DIRECTIVE
In the material below, count the lines with the word "React" and state that number only.
-- Begin DATA PROVIDED --
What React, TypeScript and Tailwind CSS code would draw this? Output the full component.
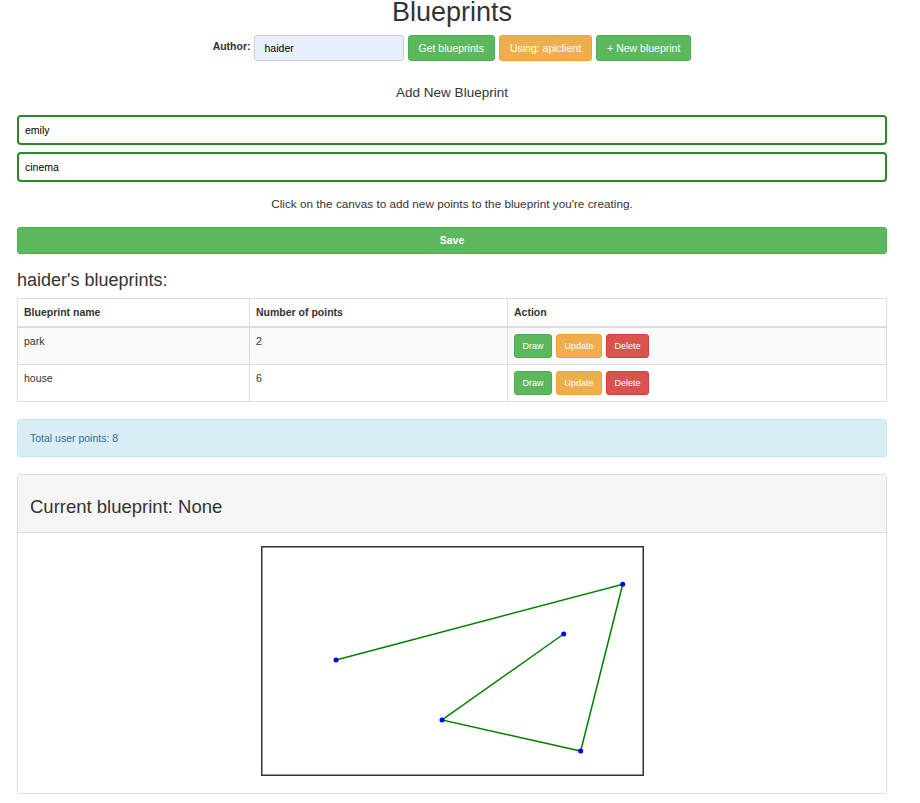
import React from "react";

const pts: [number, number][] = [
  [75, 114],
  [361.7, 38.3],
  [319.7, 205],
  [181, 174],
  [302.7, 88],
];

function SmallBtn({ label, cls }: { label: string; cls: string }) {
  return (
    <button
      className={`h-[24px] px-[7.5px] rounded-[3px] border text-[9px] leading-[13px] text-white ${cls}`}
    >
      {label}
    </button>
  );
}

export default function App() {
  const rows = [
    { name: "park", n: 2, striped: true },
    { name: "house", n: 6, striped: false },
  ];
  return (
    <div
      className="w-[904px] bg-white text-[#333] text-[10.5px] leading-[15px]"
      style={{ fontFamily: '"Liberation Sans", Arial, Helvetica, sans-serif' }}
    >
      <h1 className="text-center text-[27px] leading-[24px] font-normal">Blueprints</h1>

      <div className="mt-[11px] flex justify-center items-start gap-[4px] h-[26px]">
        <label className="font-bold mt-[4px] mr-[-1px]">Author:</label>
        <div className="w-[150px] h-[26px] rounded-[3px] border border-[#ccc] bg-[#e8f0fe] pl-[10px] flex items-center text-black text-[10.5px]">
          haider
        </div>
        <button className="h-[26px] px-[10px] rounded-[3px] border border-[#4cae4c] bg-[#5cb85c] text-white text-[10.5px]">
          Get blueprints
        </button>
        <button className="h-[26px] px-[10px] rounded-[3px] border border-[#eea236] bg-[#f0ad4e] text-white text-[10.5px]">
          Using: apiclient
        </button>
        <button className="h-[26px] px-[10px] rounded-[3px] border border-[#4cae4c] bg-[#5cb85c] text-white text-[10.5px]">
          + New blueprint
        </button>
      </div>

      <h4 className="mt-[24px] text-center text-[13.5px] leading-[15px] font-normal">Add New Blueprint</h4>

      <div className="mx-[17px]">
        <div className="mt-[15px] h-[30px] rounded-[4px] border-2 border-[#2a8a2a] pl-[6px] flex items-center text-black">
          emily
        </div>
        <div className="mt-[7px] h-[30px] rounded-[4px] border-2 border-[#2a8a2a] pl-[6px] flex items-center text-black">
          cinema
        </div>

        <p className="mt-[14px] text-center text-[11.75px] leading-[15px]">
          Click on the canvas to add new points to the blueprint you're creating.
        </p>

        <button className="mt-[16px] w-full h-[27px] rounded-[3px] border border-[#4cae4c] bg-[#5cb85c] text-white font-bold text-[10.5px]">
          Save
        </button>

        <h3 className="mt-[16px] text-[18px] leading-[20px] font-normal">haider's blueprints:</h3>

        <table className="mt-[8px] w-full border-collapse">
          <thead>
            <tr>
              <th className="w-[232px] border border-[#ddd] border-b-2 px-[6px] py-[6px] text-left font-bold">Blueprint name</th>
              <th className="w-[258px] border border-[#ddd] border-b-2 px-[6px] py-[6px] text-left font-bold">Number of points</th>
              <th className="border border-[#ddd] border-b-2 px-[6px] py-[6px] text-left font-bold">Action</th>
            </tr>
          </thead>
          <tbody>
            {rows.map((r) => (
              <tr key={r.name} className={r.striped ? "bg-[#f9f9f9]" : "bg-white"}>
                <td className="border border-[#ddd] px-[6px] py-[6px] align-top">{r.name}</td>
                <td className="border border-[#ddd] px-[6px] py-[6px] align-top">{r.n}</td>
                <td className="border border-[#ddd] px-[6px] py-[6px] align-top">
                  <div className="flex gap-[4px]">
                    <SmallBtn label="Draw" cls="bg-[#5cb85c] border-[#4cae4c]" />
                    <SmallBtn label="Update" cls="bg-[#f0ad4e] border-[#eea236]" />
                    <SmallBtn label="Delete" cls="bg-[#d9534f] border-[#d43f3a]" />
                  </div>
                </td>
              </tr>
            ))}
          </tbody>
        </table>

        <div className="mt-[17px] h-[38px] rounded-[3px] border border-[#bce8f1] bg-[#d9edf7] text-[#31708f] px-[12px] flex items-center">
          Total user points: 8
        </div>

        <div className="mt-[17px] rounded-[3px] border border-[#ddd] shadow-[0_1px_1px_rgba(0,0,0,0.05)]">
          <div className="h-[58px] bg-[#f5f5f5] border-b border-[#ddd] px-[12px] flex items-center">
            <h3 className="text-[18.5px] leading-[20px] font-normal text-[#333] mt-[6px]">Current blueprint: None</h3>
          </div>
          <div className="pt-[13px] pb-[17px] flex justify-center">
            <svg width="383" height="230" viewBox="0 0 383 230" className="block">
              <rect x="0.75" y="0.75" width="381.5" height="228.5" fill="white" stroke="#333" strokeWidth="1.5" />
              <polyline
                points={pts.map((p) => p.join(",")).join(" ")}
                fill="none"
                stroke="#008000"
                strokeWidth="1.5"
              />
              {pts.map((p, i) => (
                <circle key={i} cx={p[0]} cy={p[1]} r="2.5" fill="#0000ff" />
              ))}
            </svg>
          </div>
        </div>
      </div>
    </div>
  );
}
-- End DATA PROVIDED --
SOLUTION TO THIS PROBLEM
2